_STORED DATA_
----
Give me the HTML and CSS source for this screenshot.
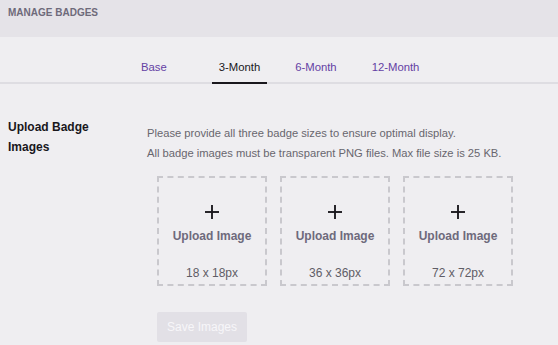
FILE: index.html
```html
<!DOCTYPE html>
<html lang="en">
<head>
  <meta charset="UTF-8">
  <title>Manage Badges</title>
  <link rel="stylesheet" href="styles.css">
</head>
<body>
  <!-- Header -->
  <div class="page-header">
    <h1 class="page-title">MANAGE BADGES</h1>
  </div>

  <!-- Tabs -->
  <div class="tab-bar">
    <a class="tab tab-base">Base</a>
    <a class="tab active">3-Month</a>
    <a class="tab">6-Month</a>
    <a class="tab">12-Month</a>
  </div>

  <!-- Upload Section -->
  <div class="upload-section">
    <div class="section-label">Upload Badge Images</div>
    <div class="section-body">
      <p class="description">Please provide all three badge sizes to ensure optimal display.<br>All badge images must be transparent PNG files. Max file size is 25 KB.</p>

      <div class="upload-row">
        <div class="upload-box">
          <svg class="plus-icon" viewBox="0 0 15 15">
            <line x1="7.5" y1="0" x2="7.5" y2="15"></line>
            <line x1="0" y1="7.5" x2="15" y2="7.5"></line>
          </svg>
          <div class="upload-text">Upload Image</div>
          <div class="upload-size">18 x 18px</div>
        </div>
        <div class="upload-box">
          <svg class="plus-icon" viewBox="0 0 15 15">
            <line x1="7.5" y1="0" x2="7.5" y2="15"></line>
            <line x1="0" y1="7.5" x2="15" y2="7.5"></line>
          </svg>
          <div class="upload-text">Upload Image</div>
          <div class="upload-size">36 x 36px</div>
        </div>
        <div class="upload-box">
          <svg class="plus-icon" viewBox="0 0 15 15">
            <line x1="7.5" y1="0" x2="7.5" y2="15"></line>
            <line x1="0" y1="7.5" x2="15" y2="7.5"></line>
          </svg>
          <div class="upload-text">Upload Image</div>
          <div class="upload-size">72 x 72px</div>
        </div>
      </div>

      <button class="save-button" disabled>Save Images</button>
    </div>
  </div>
</body>
</html>
```

FILE: styles.css
```css
* {
  margin: 0;
  padding: 0;
  box-sizing: border-box;
}

body {
  background: #efeef1;
  font-family: "Liberation Sans", Arial, sans-serif;
  font-size: 12px;
  color: #19171c;
  min-height: 100vh;
}

.page-header {
  height: 37px;
  padding: 6px 8px 0;
  background: #e5e3e8;
}

.page-title {
  font-size: 10px;
  line-height: 13px;
  font-weight: 700;
  color: #6e6a7a;
}

.tab-bar {
  display: flex;
  gap: 21px;
  padding-left: 134px;
  border-bottom: 2px solid #dedde2;
}

.tab {
  display: block;
  padding: 22px 7px 7px;
  line-height: 16px;
  font-size: 11.3px;
  color: #6441a4;
  border-bottom: 2px solid transparent;
  margin-bottom: -2px;
  cursor: pointer;
}

.tab-base {
  margin-right: 17px;
}

.tab.active {
  color: #19171c;
  border-bottom-color: #19171c;
}

.upload-section {
  display: flex;
  padding-top: 33px;
}

.section-label {
  width: 147px;
  padding: 0 40px 0 8px;
  font-weight: 700;
  line-height: 20px;
  color: #19171c;
}

.section-body {
  padding-top: 6px;
}

.description {
  font-size: 11.2px;
  line-height: 20px;
  color: #68666e;
}

.upload-row {
  display: flex;
  gap: 13px;
  margin: 13px 0 0 10px;
}

.upload-box {
  width: 110px;
  height: 110px;
  border: 2px dashed #c9c8cd;
  display: flex;
  flex-direction: column;
  align-items: center;
  padding-top: 27px;
  cursor: pointer;
}

.plus-icon {
  width: 14px;
  height: 14px;
  stroke: #19171c;
  stroke-width: 2;
}

.upload-text {
  margin-top: 9px;
  line-height: 16px;
  font-weight: 700;
  color: #6e6a7c;
}

.upload-size {
  margin-top: 21px;
  line-height: 16px;
  color: #5f5d66;
}

.save-button {
  display: block;
  height: 30px;
  margin: 26px 0 0 10px;
  padding: 0 10px;
  border: none;
  border-radius: 2px;
  background: #e2e0e6;
  color: #f7f6f9;
  font-family: inherit;
  font-size: 12px;
}
```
----
_BRIEF_
Leave out the pictures and transcribe everything else exactly.

_SOLVED EXERCISE_
Give me the HTML and CSS source for this screenshot.
FILE: index.html
```html
<!DOCTYPE html>
<html lang="en">
<head>
  <meta charset="UTF-8">
  <title>Manage Badges</title>
  <link rel="stylesheet" href="styles.css">
</head>
<body>
  <!-- Header -->
  <div class="page-header">
    <h1 class="page-title">MANAGE BADGES</h1>
  </div>

  <!-- Tabs -->
  <div class="tab-bar">
    <a class="tab tab-base">Base</a>
    <a class="tab active">3-Month</a>
    <a class="tab">6-Month</a>
    <a class="tab">12-Month</a>
  </div>

  <!-- Upload Section -->
  <div class="upload-section">
    <div class="section-label">Upload Badge Images</div>
    <div class="section-body">
      <p class="description">Please provide all three badge sizes to ensure optimal display.<br>All badge images must be transparent PNG files. Max file size is 25 KB.</p>

      <div class="upload-row">
        <div class="upload-box">
          <svg class="plus-icon" viewBox="0 0 15 15">
            <line x1="7.5" y1="0" x2="7.5" y2="15"></line>
            <line x1="0" y1="7.5" x2="15" y2="7.5"></line>
          </svg>
          <div class="upload-text">Upload Image</div>
          <div class="upload-size">18 x 18px</div>
        </div>
        <div class="upload-box">
          <svg class="plus-icon" viewBox="0 0 15 15">
            <line x1="7.5" y1="0" x2="7.5" y2="15"></line>
            <line x1="0" y1="7.5" x2="15" y2="7.5"></line>
          </svg>
          <div class="upload-text">Upload Image</div>
          <div class="upload-size">36 x 36px</div>
        </div>
        <div class="upload-box">
          <svg class="plus-icon" viewBox="0 0 15 15">
            <line x1="7.5" y1="0" x2="7.5" y2="15"></line>
            <line x1="0" y1="7.5" x2="15" y2="7.5"></line>
          </svg>
          <div class="upload-text">Upload Image</div>
          <div class="upload-size">72 x 72px</div>
        </div>
      </div>

      <button class="save-button" disabled>Save Images</button>
    </div>
  </div>
</body>
</html>
```

FILE: styles.css
```css
* {
  margin: 0;
  padding: 0;
  box-sizing: border-box;
}

body {
  background: #efeef1;
  font-family: "Liberation Sans", Arial, sans-serif;
  font-size: 12px;
  color: #19171c;
  min-height: 100vh;
}

.page-header {
  height: 37px;
  padding: 6px 8px 0;
  background: #e5e3e8;
}

.page-title {
  font-size: 10px;
  line-height: 13px;
  font-weight: 700;
  color: #6e6a7a;
}

.tab-bar {
  display: flex;
  gap: 21px;
  padding-left: 134px;
  border-bottom: 2px solid #dedde2;
}

.tab {
  display: block;
  padding: 22px 7px 7px;
  line-height: 16px;
  font-size: 11.3px;
  color: #6441a4;
  border-bottom: 2px solid transparent;
  margin-bottom: -2px;
  cursor: pointer;
}

.tab-base {
  margin-right: 17px;
}

.tab.active {
  color: #19171c;
  border-bottom-color: #19171c;
}

.upload-section {
  display: flex;
  padding-top: 33px;
}

.section-label {
  width: 147px;
  padding: 0 40px 0 8px;
  font-weight: 700;
  line-height: 20px;
  color: #19171c;
}

.section-body {
  padding-top: 6px;
}

.description {
  font-size: 11.2px;
  line-height: 20px;
  color: #68666e;
}

.upload-row {
  display: flex;
  gap: 13px;
  margin: 13px 0 0 10px;
}

.upload-box {
  width: 110px;
  height: 110px;
  border: 2px dashed #c9c8cd;
  display: flex;
  flex-direction: column;
  align-items: center;
  padding-top: 27px;
  cursor: pointer;
}

.plus-icon {
  width: 14px;
  height: 14px;
  stroke: #19171c;
  stroke-width: 2;
}

.upload-text {
  margin-top: 9px;
  line-height: 16px;
  font-weight: 700;
  color: #6e6a7c;
}

.upload-size {
  margin-top: 21px;
  line-height: 16px;
  color: #5f5d66;
}

.save-button {
  display: block;
  height: 30px;
  margin: 26px 0 0 10px;
  padding: 0 10px;
  border: none;
  border-radius: 2px;
  background: #e2e0e6;
  color: #f7f6f9;
  font-family: inherit;
  font-size: 12px;
}
```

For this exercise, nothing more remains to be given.